From Margate, where he had already made good progress with Endymion, Keats went with his brother Tom to spend some time at Canterbury. Thence they moved early in the summer to lodgings kept by a Mr and Mrs Bentley in Well Walk, Hampstead, where the three brothers had decided to take up their abode together. Here he continued through the summer to work steadily at Endymion, being now well advanced with the second book; and some of his friends, as Haydon, Cowden Clarke, and Severn, remembered all their lives afterwards the occasions when they walked with him on the heath, while he repeated to them, in his rich and tremulous, half-chanting tone, the newly-written passages which best pleased him. From his poetical absorption and Elysian dreams they were accustomed to see him at a touch come back to daily life; sometimes to sympathize heart and soul with their affairs, sometimes in a burst of laughter, nonsense, and puns, (it was a punning age, and the Keats’s were a very punning family), sometimes with a sudden flash of his old schoolboy pugnacity and fierceness of righteous indignation. To this summer or the following winter, it is not quite certain which, belongs the well-known story of his thrashing in stand-up fight a stalwart young butcher whom he had found tormenting a cat (a ‘ruffian in livery’ according to one account, but the butcher version is the best attested).

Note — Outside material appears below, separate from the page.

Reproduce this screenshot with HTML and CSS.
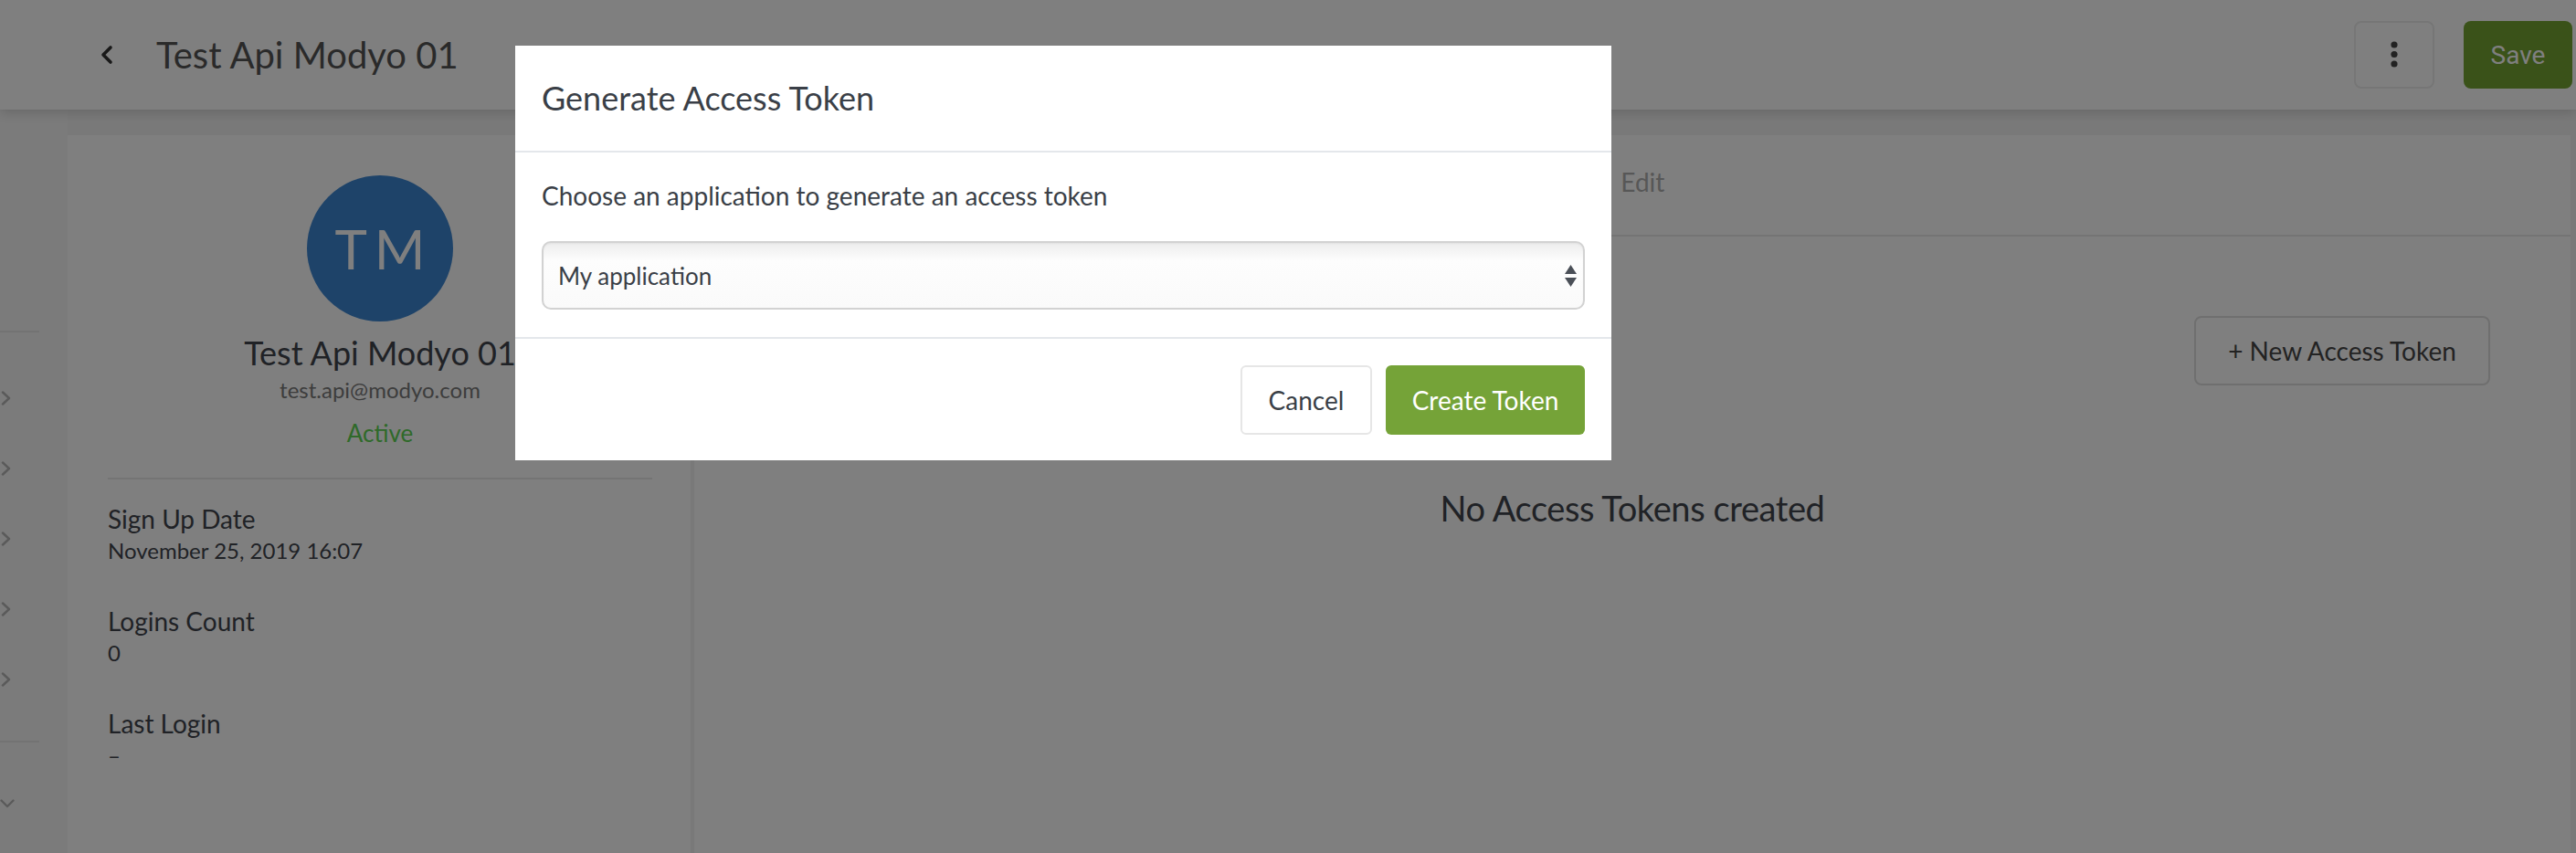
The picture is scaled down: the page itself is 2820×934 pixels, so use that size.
FILE: index.html
```html
<!DOCTYPE html>
<html lang="en">
<head>
<meta charset="utf-8">
<title>Test Api Modyo 01</title>
<link rel="stylesheet" href="styles.css">
</head>
<body>
<div class="page">
  <header class="topbar">
    <button class="back" type="button" aria-label="Back">
      <svg width="18" height="22" viewBox="0 0 18 22"><path d="M13 3 L5 11 L13 19" fill="none" stroke="#333" stroke-width="3.6" stroke-linecap="round" stroke-linejoin="round"/></svg>
    </button>
    <h1 class="page-title">Test Api Modyo 01</h1>
    <div class="topbar-actions">
      <button class="btn-kebab" type="button" aria-label="More">
        <svg width="10" height="30" viewBox="0 0 10 30"><circle cx="5" cy="4" r="3.6" fill="#444"/><circle cx="5" cy="14.5" r="3.6" fill="#444"/><circle cx="5" cy="25" r="3.6" fill="#444"/></svg>
      </button>
      <button class="btn-save" type="button">Save</button>
    </div>
  </header>

  <div class="layout">
    <aside class="sidebar">
      <div class="side-rule"></div>
      <ul class="side-list">
        <li class="side-item"><svg width="12" height="16" viewBox="0 0 12 16"><path d="M2 1.5 L9 8 L2 14.5" fill="none" stroke="#b4b4b4" stroke-width="2.4" stroke-linecap="round" stroke-linejoin="round"/></svg></li>
        <li class="side-item"><svg width="12" height="16" viewBox="0 0 12 16"><path d="M2 1.5 L9 8 L2 14.5" fill="none" stroke="#b4b4b4" stroke-width="2.4" stroke-linecap="round" stroke-linejoin="round"/></svg></li>
        <li class="side-item"><svg width="12" height="16" viewBox="0 0 12 16"><path d="M2 1.5 L9 8 L2 14.5" fill="none" stroke="#b4b4b4" stroke-width="2.4" stroke-linecap="round" stroke-linejoin="round"/></svg></li>
        <li class="side-item"><svg width="12" height="16" viewBox="0 0 12 16"><path d="M2 1.5 L9 8 L2 14.5" fill="none" stroke="#b4b4b4" stroke-width="2.4" stroke-linecap="round" stroke-linejoin="round"/></svg></li>
        <li class="side-item"><svg width="12" height="16" viewBox="0 0 12 16"><path d="M2 1.5 L9 8 L2 14.5" fill="none" stroke="#b4b4b4" stroke-width="2.4" stroke-linecap="round" stroke-linejoin="round"/></svg></li>
      </ul>
      <div class="side-rule lower"></div>
      <div class="side-more"><svg width="16" height="10" viewBox="0 0 16 10"><path d="M1.5 1.5 L8 8 L14.5 1.5" fill="none" stroke="#b4b4b4" stroke-width="2.4" stroke-linecap="round" stroke-linejoin="round"/></svg></div>
    </aside>

    <main class="content">
      <section class="profile-card">
        <div class="avatar">TM</div>
        <h2 class="profile-name">Test Api Modyo 01</h2>
        <div class="profile-email">test.api@modyo.com</div>
        <div class="profile-status">Active</div>
        <div class="profile-rule"></div>
        <dl class="info">
          <div class="info-item"><dt>Sign Up Date</dt><dd>November 25, 2019 16:07</dd></div>
          <div class="info-item"><dt>Logins Count</dt><dd>0</dd></div>
          <div class="info-item"><dt>Last Login</dt><dd>–</dd></div>
        </dl>
      </section>

      <section class="tokens-panel">
        <nav class="tabs">
          <span class="tab">Profile</span>
          <span class="tab tab-active">Access Tokens</span>
          <span class="tab">Edit</span>
        </nav>
        <div class="tokens-body">
          <button class="btn-new" type="button">+ New Access Token</button>
          <h3 class="empty">No Access Tokens created</h3>
        </div>
      </section>
    </main>
  </div>
</div>

<div class="backdrop"></div>

<div class="modal" role="dialog" aria-labelledby="modal-title">
  <div class="modal-header">
    <h2 class="modal-title" id="modal-title">Generate Access Token</h2>
  </div>
  <div class="modal-body">
    <p class="modal-text">Choose an application to generate an access token</p>
    <div class="select-wrap">
      <select class="select">
        <option>My application</option>
      </select>
      <svg class="select-arrows" width="13" height="25" viewBox="0 0 13 25"><polygon points="6.5,0 13,10 0,10" fill="#4a4f57"/><polygon points="0,14 13,14 6.5,24" fill="#4a4f57"/></svg>
    </div>
  </div>
  <div class="modal-footer">
    <button class="btn-cancel" type="button">Cancel</button>
    <button class="btn-create" type="button">Create Token</button>
  </div>
</div>
</body>
</html>
```

FILE: styles.css
```css
* { box-sizing: border-box; }

html, body {
  margin: 0;
  width: 2820px;
  height: 934px;
  overflow: hidden;
}

body {
  font-family: Lato, "Open Sans", sans-serif;
  background: #f3f3f3;
  color: #41454d;
}

button {
  font-family: inherit;
  cursor: pointer;
}

.page {
  display: flex;
  flex-direction: column;
  height: 934px;
}

/* ---------- top bar ---------- */
.topbar {
  flex: none;
  height: 120px;
  display: flex;
  align-items: center;
  padding: 0 4px 0 108px;
  background: #fff;
  box-shadow: 0 3px 12px rgba(0, 0, 0, 0.16);
  position: relative;
  z-index: 1;
}

.back {
  display: flex;
  padding: 0;
  border: 0;
  background: none;
}

.page-title {
  margin: 0 0 0 45px;
  font-size: 40px;
  line-height: 48px;
  font-weight: 400;
  color: #555;
}

.topbar-actions {
  margin-left: auto;
  display: flex;
  align-items: center;
  gap: 32px;
}

.btn-kebab {
  width: 88px;
  height: 74px;
  display: flex;
  align-items: center;
  justify-content: center;
  padding: 0;
  background: #fff;
  border: 2px solid #ececec;
  border-radius: 8px;
}

.btn-save {
  width: 119px;
  height: 74px;
  border: 0;
  border-radius: 8px;
  background: #74a432;
  color: #fff;
  font-family: Roboto, "Liberation Sans", sans-serif;
  font-size: 28px;
}

/* ---------- layout ---------- */
.layout {
  flex: 1;
  display: flex;
  min-height: 0;
}

.sidebar {
  flex: none;
  width: 74px;
  background: #f6f6f6;
  padding-top: 242px;
}

.side-rule {
  width: 43px;
  height: 2px;
  background: #e6e6e6;
}

.side-rule.lower {
  margin-top: 29px;
}

.side-list {
  list-style: none;
  margin: 0;
  padding: 33px 0 0;
}

.side-item {
  height: 77px;
  display: flex;
  align-items: center;
  padding-left: 1px;
}

.side-more {
  display: flex;
  margin-top: 62px;
}

.content {
  flex: 1;
  display: flex;
  gap: 4px;
  padding: 28px 6px 0 0;
}

/* ---------- profile card ---------- */
.profile-card {
  flex: none;
  width: 682px;
  background: #fff;
  padding: 44px 42px 0 44px;
  display: flex;
  flex-direction: column;
  align-items: center;
}

.avatar {
  width: 160px;
  height: 160px;
  border-radius: 50%;
  background: #3c86d2;
  color: #fff;
  display: flex;
  align-items: center;
  justify-content: center;
  font-size: 60px;
  letter-spacing: 8px;
  padding-left: 8px;
  font-weight: 400;
}

.profile-name {
  margin: 12px 0 0;
  font-size: 36px;
  line-height: 44px;
  font-weight: 400;
  white-space: nowrap;
}

.profile-email {
  margin-top: 4px;
  font-size: 24px;
  line-height: 30px;
  color: #7a7a7a;
}

.profile-status {
  margin-top: 15px;
  font-size: 26px;
  line-height: 34px;
  color: #5ed454;
}

.profile-rule {
  align-self: stretch;
  height: 2px;
  margin-top: 32px;
  background: #e8e8e8;
}

.info {
  align-self: stretch;
  margin: 25px 0 0;
}

.info-item + .info-item {
  margin-top: 44px;
}

.info dt {
  font-size: 28px;
  line-height: 36px;
}

.info dd {
  margin: 2px 0 0;
  font-size: 24px;
  line-height: 30px;
}

/* ---------- tokens panel ---------- */
.tokens-panel {
  flex: 1;
  background: #fff;
  display: flex;
  flex-direction: column;
}

.tabs {
  height: 111px;
  flex: none;
  display: flex;
  gap: 60px;
  padding-left: 640px;
  border-bottom: 2px solid #e8e8e8;
}

.tab {
  padding-top: 33px;
  font-size: 28px;
  line-height: 36px;
  color: #aeaeae;
}

.tokens-body {
  display: flex;
  flex-direction: column;
  padding: 87px 88px 0;
}

.btn-new {
  align-self: flex-end;
  width: 324px;
  height: 76px;
  background: #fff;
  border: 2px solid #dedede;
  border-radius: 8px;
  font-size: 28px;
  color: #464646;
}

.empty {
  margin: 110px 0 0;
  text-align: center;
  font-size: 38px;
  line-height: 48px;
  letter-spacing: -0.4px;
  font-weight: 400;
}

/* ---------- modal ---------- */
.backdrop {
  position: fixed;
  inset: 0;
  background: rgba(0, 0, 0, 0.5);
  z-index: 5;
}

.modal {
  position: fixed;
  left: 564px;
  top: 50px;
  width: 1200px;
  background: #fff;
  z-index: 10;
  color: #3a3f47;
}

.modal-header {
  padding: 35px 29px 36px;
  border-bottom: 2px solid #e4e7eb;
}

.modal-title {
  margin: 0;
  font-size: 36px;
  line-height: 44px;
  font-weight: 400;
}

.modal-body {
  padding: 29px 29px 30px;
}

.modal-text {
  margin: 0;
  font-size: 28px;
  line-height: 36px;
}

.select-wrap {
  position: relative;
  margin-top: 32px;
}

.select {
  display: block;
  width: 100%;
  height: 75px;
  appearance: none;
  -webkit-appearance: none;
  padding: 0 40px 0 16px;
  border: 2px solid #d2d2d2;
  border-radius: 10px;
  background: linear-gradient(#ededed, #fdfdfd 28%, #fafafa);
  box-shadow: inset 0 1px 2px rgba(0, 0, 0, 0.05);
  font-family: inherit;
  font-size: 26px;
  color: #3a3f47;
}

.select-arrows {
  position: absolute;
  right: 9px;
  top: 26px;
  pointer-events: none;
}

.modal-footer {
  display: flex;
  justify-content: flex-end;
  gap: 15px;
  padding: 29px 29px 28px;
  border-top: 2px solid #e4e7eb;
}

.btn-cancel,
.btn-create {
  height: 76px;
  border-radius: 6px;
  font-size: 28px;
}

.btn-cancel {
  width: 144px;
  background: #fff;
  border: 2px solid #e6e6e6;
  color: #3a3f47;
}

.btn-create {
  width: 218px;
  border: 0;
  background: #75a338;
  color: #fff;
}
```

For the rest, the choice of Hampstead as a place of residence had much to recommend it to Keats: the freshness of the air for the benefit of the invalid Tom: for his own walks and meditations those beauties of heath, field, and wood, interspersed with picturesque embosomed habitations, which his imagination could transmute at will into the landscapes of Arcadia, or into those, ‘with high romances blent,’ of an earlier England or of fable-land. For society there was the convenient proximity to, and yet seclusion from, London, together with the immediate neighbourhood of one or two intimate friends. Among these, Keats frequented as familiarly as ever the cottage in the Vale of Health where Leigh Hunt was still living—a kind of self-appointed poet-laureate of Hampstead, the features of which he was for ever celebrating, now in sonnets, and now in the cheerful singsong of his familiar Epistles:—

“And yet how can I touch, and not linger awhile
On the spot that has haunted my youth like a smile?
On its fine breathing prospects, its clump-wooded glades,
Dark pines, and white houses, and long-alley’d shades,
With fields going down, where the bard lies and sees
The hills up above him with roofs in the trees.”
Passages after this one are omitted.